Goa's famous cashew to get official boost as agro-industry

 

The Goa government, almost after 35 years of its liberation from the Portuguese rulers, has decided to give top priority to cashew development in the state. It is planning to spend Rs 35 crore on a multi-dimensional programme, in order to develop it as Goa's top agro-based industry.

The cashew seeds believed to have been brought by the Portuguese imperialists to India, especially in the Konkan belt. Despite it being Goa's biggest crop till date, no development programme was chalked out by the local authorities to develop it further in terms of high quality yield or its by-products, unlike the Maharashtra government. On the contrary, the mining industry destroyed the cashew plantation in the mining belt while even Goa's famous caju feni is still distilled in a conventional method.

The cashew development programme is now announced by the state government, with a plan to cover 20,000 hectares of land, belonging to village-level communidades, churches, Hindu temples as well as private owners, with high-quality Vengurla grafts invented by the Konkan Krishi Vidyapeeth, Dapoli. The five-year programme worth Rs 35 crore, beginning from this month, would be financially assisted by the central government while Goa's contribution would be only Rs nine crore, in terms of subsidies.

Addressing a press conference, state agriculture minister Dayanand Narvekar said the cashew yield, with this programme, is expected to double from the fourth year while it would increase in four folds in a decade.
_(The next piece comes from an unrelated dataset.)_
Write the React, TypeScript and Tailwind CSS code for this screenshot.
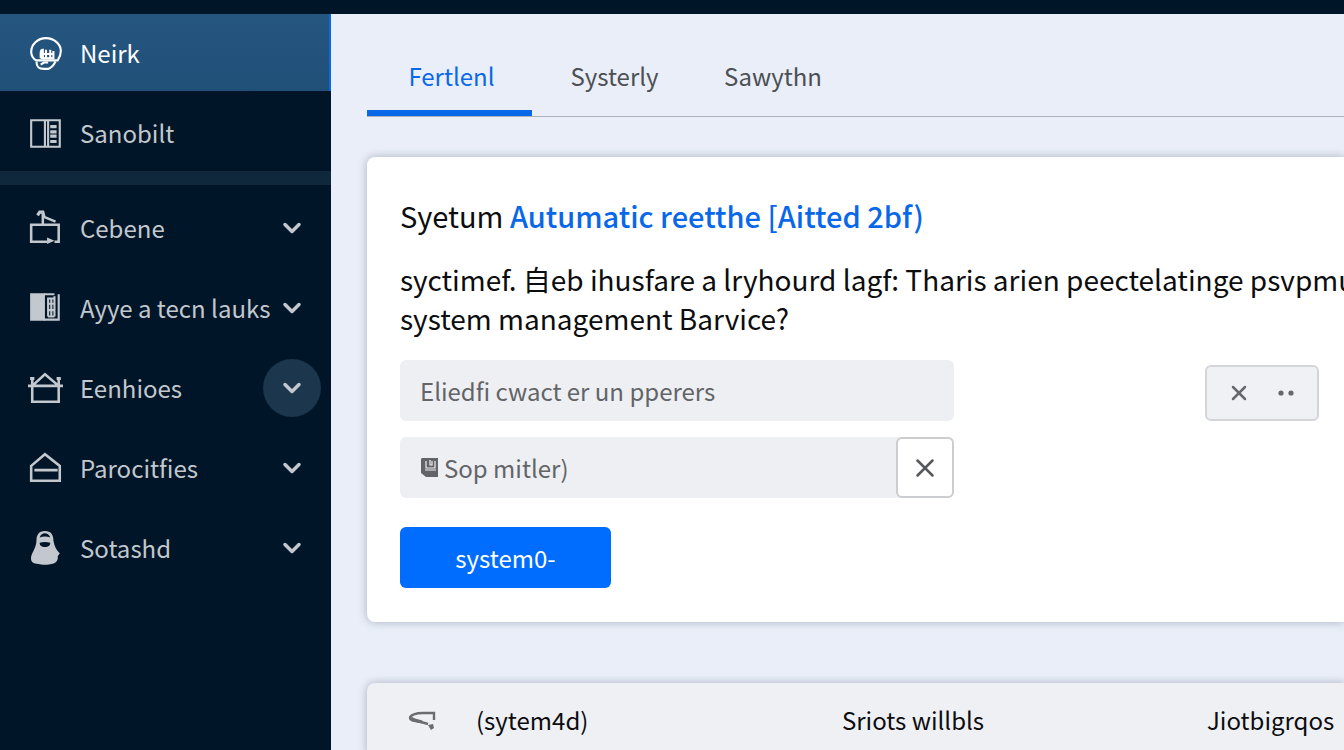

Productivity of Goan cashew is considered to be very low, only 1.6 kg per tree annually, which is expected to increase to 8 to 10 kgs per tree by 2005. This would also mean that the present production of 13,200 MT would go up to 52,000 MT by 2005, he said.
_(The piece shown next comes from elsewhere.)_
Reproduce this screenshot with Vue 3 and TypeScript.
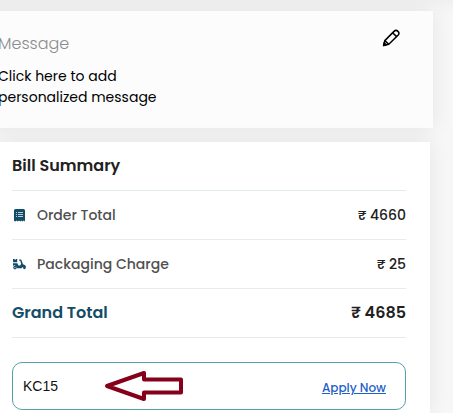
<script setup lang="ts">
import { ref } from 'vue'

interface Charge {
  icon: 'receipt' | 'scooter'
  label: string
  amount: number
}

const charges: Charge[] = [
  { icon: 'receipt', label: 'Order Total', amount: 4660 },
  { icon: 'scooter', label: 'Packaging Charge', amount: 25 },
]
const total = charges.reduce((sum, charge) => sum + charge.amount, 0)
const coupon = ref('KC15')
</script>

<template>
  <main class="page">
    <section class="card message">
      <div>
        <h2 class="message-title">Message</h2>
        <p class="message-text">Click here to add<br />personalized message</p>
      </div>
      <button class="edit" type="button" aria-label="Edit message">
        <svg width="20" height="20" viewBox="0 0 20 20" fill="none" stroke="#000" stroke-width="1.5" stroke-linejoin="round">
          <path d="M2.6 17.4 L3.8 12.6 L13 3.4 Q15 1.4 17 3.4 Q19 5.2 17 7.2 L7.8 16.2 Z" />
          <path d="M11.6 4.8 L15.6 8.6 M3.8 12.6 L7.8 16.2" />
          <path d="M2.6 17.4 L3.2 14.8 L5.2 16.8 Z" fill="#000" />
        </svg>
      </button>
    </section>

    <section class="card bill">
      <h2 class="bill-title">Bill Summary</h2>
      <dl class="rows">
        <div v-for="charge in charges" :key="charge.label" class="row">
          <dt class="label">
            <svg v-if="charge.icon === 'receipt'" class="icon" viewBox="0 0 15 15">
              <path d="M3.5 1 H11.5 Q13 1 13 2.5 V13.4 L11.8 12.6 L10.6 13.6 L9.4 12.6 L8.2 13.6 L7 12.6 L5.8 13.6 L4.6 12.6 L3.4 13.6 L2 12.8 V2.5 Q2 1 3.5 1 Z" fill="#124c66" />
              <path d="M4 4.5 H5 M4 6.5 H5 M4 8.5 H5 M6 4.5 H11 M6 6.5 H11 M6 8.5 H11" stroke="#b9cdd6" />
            </svg>
            <svg v-else class="icon" viewBox="0 0 15 15" fill="#124c66">
              <path d="M1 2 H2.4 L3.2 3 L4 2 H5.2 V5.2 H1 Z" />
              <path d="M1 6.2 H5.4 L6.4 8.6 H8 L9.2 7 L8.2 3.8 H7.2 V2.6 H9.2 L11 7.2 Q13.8 7.6 14 10 H10.8 L9.6 11.2 H5 Q4.8 8.8 3 8.4 Q1.6 8.2 1 9 Z" />
              <circle cx="3" cy="10.6" r="1.2" fill="none" stroke="#124c66" stroke-width="1.2" />
              <circle cx="12.4" cy="10.8" r="1.4" />
            </svg>
            {{ charge.label }}
          </dt>
          <dd class="amount">₹ {{ charge.amount }}</dd>
        </div>
        <div class="row total">
          <dt class="label">Grand Total</dt>
          <dd class="amount">₹ {{ total }}</dd>
        </div>
      </dl>
      <form class="coupon" @submit.prevent>
        <input v-model="coupon" class="code" type="text" aria-label="Coupon code" />
        <button class="apply" type="submit">Apply Now</button>
        <svg class="arrow" width="80" height="32" viewBox="0 0 80 32" fill="none" stroke="#85001b" stroke-width="4" stroke-linejoin="round">
          <path d="M3 16 L40 3 V9.5 H77 V22.5 H40 V29 Z" />
        </svg>
      </form>
    </section>
  </main>
</template>

<style>
body {
  background: #f7f7f7;
}
</style>

<style scoped>
.page {
  box-sizing: border-box;
  min-height: 100vh;
  padding: 11px 20px 0 0;
  overflow: hidden;
  display: flex;
  flex-direction: column;
  gap: 14px;
  font-family: Poppins, Inter, "Noto Sans", sans-serif;
  color: #212121;
  box-shadow: inset 0 20px 20px -20px rgba(0, 0, 0, 0.06);
}
h2,
p,
dl,
dd {
  margin: 0;
}
.card {
  box-shadow: 0 0 20px rgba(0, 0, 0, 0.08);
}
.message {
  display: flex;
  justify-content: space-between;
  align-items: flex-start;
  margin-left: -16px;
  padding: 21px 32px 20px 14px;
  background: #fcfcfc;
}
.message-title {
  margin-bottom: 10px;
  font-size: 16px;
  font-weight: 300;
  line-height: 24px;
  color: #8c8c8c;
}
.message-text {
  font-size: 14px;
  line-height: 21px;
  color: #000;
}
.edit {
  display: flex;
  margin-top: -4px;
  padding: 0;
  border: 0;
  background: none;
}
.bill {
  flex: 1;
  position: relative;
  margin-right: 3px;
  padding: 0 24px 3px 12px;
  background: #fff;
}
.bill-title {
  border-bottom: 1px solid #e1ebf0;
  font-size: 16px;
  font-weight: 600;
  line-height: 48px;
}
.row {
  display: flex;
  justify-content: space-between;
  border-bottom: 1px solid #e6ebed;
  font-size: 14px;
  font-weight: 500;
  line-height: 48px;
}
.label {
  display: flex;
  align-items: center;
  gap: 10px;
  color: #4f4f4f;
}
.icon {
  width: 15px;
  height: 15px;
}
.total {
  font-size: 16px;
  font-weight: 600;
}
.total .label {
  color: #124c66;
}
.coupon {
  box-sizing: border-box;
  position: relative;
  display: flex;
  align-items: center;
  justify-content: space-between;
  height: 48px;
  margin-top: 24px;
  padding: 0 19px 0 10px;
  border: 1px solid #5a9ea6;
  border-radius: 10px;
}
.code {
  flex: 1;
  min-width: 0;
  padding: 0;
  border: 0;
  outline: 0;
  background: none;
  font: 14px "Liberation Sans", Arial, sans-serif;
  color: #111;
}
.apply {
  padding: 4px 0 0;
  border: 0;
  background: none;
  font: 500 12px Poppins, Inter, "Noto Sans", sans-serif;
  color: #1f5fc9;
  text-decoration: underline;
}
.arrow {
  position: absolute;
  left: 91px;
  top: 7px;
}
</style>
Narvekar admitted that housing activity spreading around all the towns in the state is severely affecting the cashew production, but no plans have been made to arrest it. The mining industry, he said, however has been requested to take up cashew plantation under its afforestation plans of the abandoned mining dumps. The Food and Agricultural Organisation (FAO), in collaboration with the state agriculture department, has taken up afforestation of around 3000 hectares of area covered by mining dumps, spending around $ 20,000.

The FAO as well as UNIDO are also assisting the state government in identifying around 10 new technologies for high-value cashew by-products, in order to develop cashew as Goa's prime agro-based industry. Goa is presently accruing a revenue of Rs 45 crore on cashew nuts and around Rs 10 crore on cashew liquor - the feni. But it is fairly badly in exporting these famous by-products, Narvekar said.

In order to strengthen the management structure and funding for the manufacture of the existing and new by -products, the agriculture minister said the Goa state mission for cashew development is also being launched, forming a special cell under the Horticulture Corporation headed by the chief secretary. It would basically establish linkages between cashew growers, land owners, processing units, financial institutions and entrepreneurs, he added.

The government would also launch a similar programme for coconut plantation by August, Narvekar informed the journalists.